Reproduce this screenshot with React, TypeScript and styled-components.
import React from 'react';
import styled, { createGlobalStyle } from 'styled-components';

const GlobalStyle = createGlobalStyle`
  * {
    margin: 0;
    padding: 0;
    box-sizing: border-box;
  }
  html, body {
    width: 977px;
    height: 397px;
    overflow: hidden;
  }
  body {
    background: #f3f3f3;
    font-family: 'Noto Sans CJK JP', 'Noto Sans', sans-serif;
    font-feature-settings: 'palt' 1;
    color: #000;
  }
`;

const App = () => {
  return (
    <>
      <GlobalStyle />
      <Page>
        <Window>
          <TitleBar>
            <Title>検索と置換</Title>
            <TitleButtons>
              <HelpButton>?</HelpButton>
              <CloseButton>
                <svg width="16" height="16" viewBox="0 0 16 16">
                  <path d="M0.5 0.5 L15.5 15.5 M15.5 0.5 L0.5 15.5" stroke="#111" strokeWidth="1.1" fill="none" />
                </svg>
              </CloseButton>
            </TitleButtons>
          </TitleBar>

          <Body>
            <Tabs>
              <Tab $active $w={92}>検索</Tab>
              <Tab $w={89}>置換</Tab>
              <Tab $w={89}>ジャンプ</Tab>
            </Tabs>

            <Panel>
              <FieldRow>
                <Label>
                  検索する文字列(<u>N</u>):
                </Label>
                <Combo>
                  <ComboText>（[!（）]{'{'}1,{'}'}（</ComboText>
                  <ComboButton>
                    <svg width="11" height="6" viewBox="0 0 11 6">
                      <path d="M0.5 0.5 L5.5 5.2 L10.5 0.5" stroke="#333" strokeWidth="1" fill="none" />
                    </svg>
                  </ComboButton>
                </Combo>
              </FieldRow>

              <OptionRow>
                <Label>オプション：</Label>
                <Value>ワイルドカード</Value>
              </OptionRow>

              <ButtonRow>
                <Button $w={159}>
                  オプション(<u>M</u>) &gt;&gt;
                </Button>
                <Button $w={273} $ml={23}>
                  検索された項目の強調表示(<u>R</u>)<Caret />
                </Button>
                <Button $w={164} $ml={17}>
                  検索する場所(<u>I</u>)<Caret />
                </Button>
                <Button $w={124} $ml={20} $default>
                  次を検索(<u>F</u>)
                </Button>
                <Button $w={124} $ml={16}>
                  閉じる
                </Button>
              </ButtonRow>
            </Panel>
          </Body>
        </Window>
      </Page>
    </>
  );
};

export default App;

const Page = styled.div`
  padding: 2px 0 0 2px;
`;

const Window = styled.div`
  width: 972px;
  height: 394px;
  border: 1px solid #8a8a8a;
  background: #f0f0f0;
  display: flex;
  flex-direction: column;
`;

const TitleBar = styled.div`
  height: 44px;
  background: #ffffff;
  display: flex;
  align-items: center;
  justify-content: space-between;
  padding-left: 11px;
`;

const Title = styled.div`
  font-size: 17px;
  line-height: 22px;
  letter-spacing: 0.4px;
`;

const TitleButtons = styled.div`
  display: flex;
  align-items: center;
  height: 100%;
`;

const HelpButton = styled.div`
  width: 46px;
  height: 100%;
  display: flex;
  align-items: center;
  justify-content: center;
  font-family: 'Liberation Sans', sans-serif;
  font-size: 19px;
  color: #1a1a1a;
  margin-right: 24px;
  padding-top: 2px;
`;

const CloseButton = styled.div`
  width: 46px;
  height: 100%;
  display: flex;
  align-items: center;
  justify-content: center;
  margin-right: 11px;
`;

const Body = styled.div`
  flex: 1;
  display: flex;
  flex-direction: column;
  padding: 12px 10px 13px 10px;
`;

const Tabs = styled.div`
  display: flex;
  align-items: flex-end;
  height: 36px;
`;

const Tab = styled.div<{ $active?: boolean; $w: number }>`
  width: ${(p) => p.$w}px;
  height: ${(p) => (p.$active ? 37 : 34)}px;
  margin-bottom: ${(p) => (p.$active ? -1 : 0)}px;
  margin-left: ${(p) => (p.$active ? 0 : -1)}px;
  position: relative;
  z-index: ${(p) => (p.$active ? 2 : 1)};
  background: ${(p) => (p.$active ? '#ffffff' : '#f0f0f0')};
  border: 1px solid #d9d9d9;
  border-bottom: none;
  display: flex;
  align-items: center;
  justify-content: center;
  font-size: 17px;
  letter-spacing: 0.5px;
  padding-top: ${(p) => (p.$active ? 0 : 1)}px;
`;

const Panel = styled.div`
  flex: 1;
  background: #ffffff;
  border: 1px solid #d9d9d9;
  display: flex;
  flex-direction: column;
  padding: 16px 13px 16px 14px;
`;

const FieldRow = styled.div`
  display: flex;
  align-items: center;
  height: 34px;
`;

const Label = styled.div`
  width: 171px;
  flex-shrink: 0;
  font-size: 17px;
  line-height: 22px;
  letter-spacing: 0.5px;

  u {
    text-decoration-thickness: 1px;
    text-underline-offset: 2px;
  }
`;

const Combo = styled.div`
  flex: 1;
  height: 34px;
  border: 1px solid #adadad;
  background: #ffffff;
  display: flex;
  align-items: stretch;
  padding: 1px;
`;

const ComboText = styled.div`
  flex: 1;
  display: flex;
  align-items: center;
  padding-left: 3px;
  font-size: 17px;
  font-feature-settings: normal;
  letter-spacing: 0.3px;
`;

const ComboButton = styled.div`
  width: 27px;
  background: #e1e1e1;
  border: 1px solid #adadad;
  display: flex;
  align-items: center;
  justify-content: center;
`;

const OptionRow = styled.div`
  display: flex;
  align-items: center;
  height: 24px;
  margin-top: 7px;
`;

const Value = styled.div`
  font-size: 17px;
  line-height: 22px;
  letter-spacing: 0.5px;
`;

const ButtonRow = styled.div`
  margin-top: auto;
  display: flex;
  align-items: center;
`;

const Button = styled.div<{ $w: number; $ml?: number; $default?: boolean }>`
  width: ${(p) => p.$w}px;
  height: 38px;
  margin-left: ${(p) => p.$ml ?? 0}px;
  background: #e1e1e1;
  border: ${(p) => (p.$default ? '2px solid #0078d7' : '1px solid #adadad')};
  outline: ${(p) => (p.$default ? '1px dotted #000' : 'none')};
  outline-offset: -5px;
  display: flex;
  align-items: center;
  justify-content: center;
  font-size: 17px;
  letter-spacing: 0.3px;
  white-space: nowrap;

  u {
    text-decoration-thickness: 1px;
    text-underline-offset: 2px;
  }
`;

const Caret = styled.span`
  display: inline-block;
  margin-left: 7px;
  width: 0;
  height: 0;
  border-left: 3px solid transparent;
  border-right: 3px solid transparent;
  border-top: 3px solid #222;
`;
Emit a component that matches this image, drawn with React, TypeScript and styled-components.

- - - - -

What is expected
Please restate the whole listing word for word.

Written response
Reproduce this screenshot with React, TypeScript and styled-components.
import React from 'react';
import styled, { createGlobalStyle } from 'styled-components';

const GlobalStyle = createGlobalStyle`
  * {
    margin: 0;
    padding: 0;
    box-sizing: border-box;
  }
  html, body {
    width: 977px;
    height: 397px;
    overflow: hidden;
  }
  body {
    background: #f3f3f3;
    font-family: 'Noto Sans CJK JP', 'Noto Sans', sans-serif;
    font-feature-settings: 'palt' 1;
    color: #000;
  }
`;

const App = () => {
  return (
    <>
      <GlobalStyle />
      <Page>
        <Window>
          <TitleBar>
            <Title>検索と置換</Title>
            <TitleButtons>
              <HelpButton>?</HelpButton>
              <CloseButton>
                <svg width="16" height="16" viewBox="0 0 16 16">
                  <path d="M0.5 0.5 L15.5 15.5 M15.5 0.5 L0.5 15.5" stroke="#111" strokeWidth="1.1" fill="none" />
                </svg>
              </CloseButton>
            </TitleButtons>
          </TitleBar>

          <Body>
            <Tabs>
              <Tab $active $w={92}>検索</Tab>
              <Tab $w={89}>置換</Tab>
              <Tab $w={89}>ジャンプ</Tab>
            </Tabs>

            <Panel>
              <FieldRow>
                <Label>
                  検索する文字列(<u>N</u>):
                </Label>
                <Combo>
                  <ComboText>（[!（）]{'{'}1,{'}'}（</ComboText>
                  <ComboButton>
                    <svg width="11" height="6" viewBox="0 0 11 6">
                      <path d="M0.5 0.5 L5.5 5.2 L10.5 0.5" stroke="#333" strokeWidth="1" fill="none" />
                    </svg>
                  </ComboButton>
                </Combo>
              </FieldRow>

              <OptionRow>
                <Label>オプション：</Label>
                <Value>ワイルドカード</Value>
              </OptionRow>

              <ButtonRow>
                <Button $w={159}>
                  オプション(<u>M</u>) &gt;&gt;
                </Button>
                <Button $w={273} $ml={23}>
                  検索された項目の強調表示(<u>R</u>)<Caret />
                </Button>
                <Button $w={164} $ml={17}>
                  検索する場所(<u>I</u>)<Caret />
                </Button>
                <Button $w={124} $ml={20} $default>
                  次を検索(<u>F</u>)
                </Button>
                <Button $w={124} $ml={16}>
                  閉じる
                </Button>
              </ButtonRow>
            </Panel>
          </Body>
        </Window>
      </Page>
    </>
  );
};

export default App;

const Page = styled.div`
  padding: 2px 0 0 2px;
`;

const Window = styled.div`
  width: 972px;
  height: 394px;
  border: 1px solid #8a8a8a;
  background: #f0f0f0;
  display: flex;
  flex-direction: column;
`;

const TitleBar = styled.div`
  height: 44px;
  background: #ffffff;
  display: flex;
  align-items: center;
  justify-content: space-between;
  padding-left: 11px;
`;

const Title = styled.div`
  font-size: 17px;
  line-height: 22px;
  letter-spacing: 0.4px;
`;

const TitleButtons = styled.div`
  display: flex;
  align-items: center;
  height: 100%;
`;

const HelpButton = styled.div`
  width: 46px;
  height: 100%;
  display: flex;
  align-items: center;
  justify-content: center;
  font-family: 'Liberation Sans', sans-serif;
  font-size: 19px;
  color: #1a1a1a;
  margin-right: 24px;
  padding-top: 2px;
`;

const CloseButton = styled.div`
  width: 46px;
  height: 100%;
  display: flex;
  align-items: center;
  justify-content: center;
  margin-right: 11px;
`;

const Body = styled.div`
  flex: 1;
  display: flex;
  flex-direction: column;
  padding: 12px 10px 13px 10px;
`;

const Tabs = styled.div`
  display: flex;
  align-items: flex-end;
  height: 36px;
`;

const Tab = styled.div<{ $active?: boolean; $w: number }>`
  width: ${(p) => p.$w}px;
  height: ${(p) => (p.$active ? 37 : 34)}px;
  margin-bottom: ${(p) => (p.$active ? -1 : 0)}px;
  margin-left: ${(p) => (p.$active ? 0 : -1)}px;
  position: relative;
  z-index: ${(p) => (p.$active ? 2 : 1)};
  background: ${(p) => (p.$active ? '#ffffff' : '#f0f0f0')};
  border: 1px solid #d9d9d9;
  border-bottom: none;
  display: flex;
  align-items: center;
  justify-content: center;
  font-size: 17px;
  letter-spacing: 0.5px;
  padding-top: ${(p) => (p.$active ? 0 : 1)}px;
`;

const Panel = styled.div`
  flex: 1;
  background: #ffffff;
  border: 1px solid #d9d9d9;
  display: flex;
  flex-direction: column;
  padding: 16px 13px 16px 14px;
`;

const FieldRow = styled.div`
  display: flex;
  align-items: center;
  height: 34px;
`;

const Label = styled.div`
  width: 171px;
  flex-shrink: 0;
  font-size: 17px;
  line-height: 22px;
  letter-spacing: 0.5px;

  u {
    text-decoration-thickness: 1px;
    text-underline-offset: 2px;
  }
`;

const Combo = styled.div`
  flex: 1;
  height: 34px;
  border: 1px solid #adadad;
  background: #ffffff;
  display: flex;
  align-items: stretch;
  padding: 1px;
`;

const ComboText = styled.div`
  flex: 1;
  display: flex;
  align-items: center;
  padding-left: 3px;
  font-size: 17px;
  font-feature-settings: normal;
  letter-spacing: 0.3px;
`;

const ComboButton = styled.div`
  width: 27px;
  background: #e1e1e1;
  border: 1px solid #adadad;
  display: flex;
  align-items: center;
  justify-content: center;
`;

const OptionRow = styled.div`
  display: flex;
  align-items: center;
  height: 24px;
  margin-top: 7px;
`;

const Value = styled.div`
  font-size: 17px;
  line-height: 22px;
  letter-spacing: 0.5px;
`;

const ButtonRow = styled.div`
  margin-top: auto;
  display: flex;
  align-items: center;
`;

const Button = styled.div<{ $w: number; $ml?: number; $default?: boolean }>`
  width: ${(p) => p.$w}px;
  height: 38px;
  margin-left: ${(p) => p.$ml ?? 0}px;
  background: #e1e1e1;
  border: ${(p) => (p.$default ? '2px solid #0078d7' : '1px solid #adadad')};
  outline: ${(p) => (p.$default ? '1px dotted #000' : 'none')};
  outline-offset: -5px;
  display: flex;
  align-items: center;
  justify-content: center;
  font-size: 17px;
  letter-spacing: 0.3px;
  white-space: nowrap;

  u {
    text-decoration-thickness: 1px;
    text-underline-offset: 2px;
  }
`;

const Caret = styled.span`
  display: inline-block;
  margin-left: 7px;
  width: 0;
  height: 0;
  border-left: 3px solid transparent;
  border-right: 3px solid transparent;
  border-top: 3px solid #222;
`;
Emit a component that matches this image, drawn with React, TypeScript and styled-components.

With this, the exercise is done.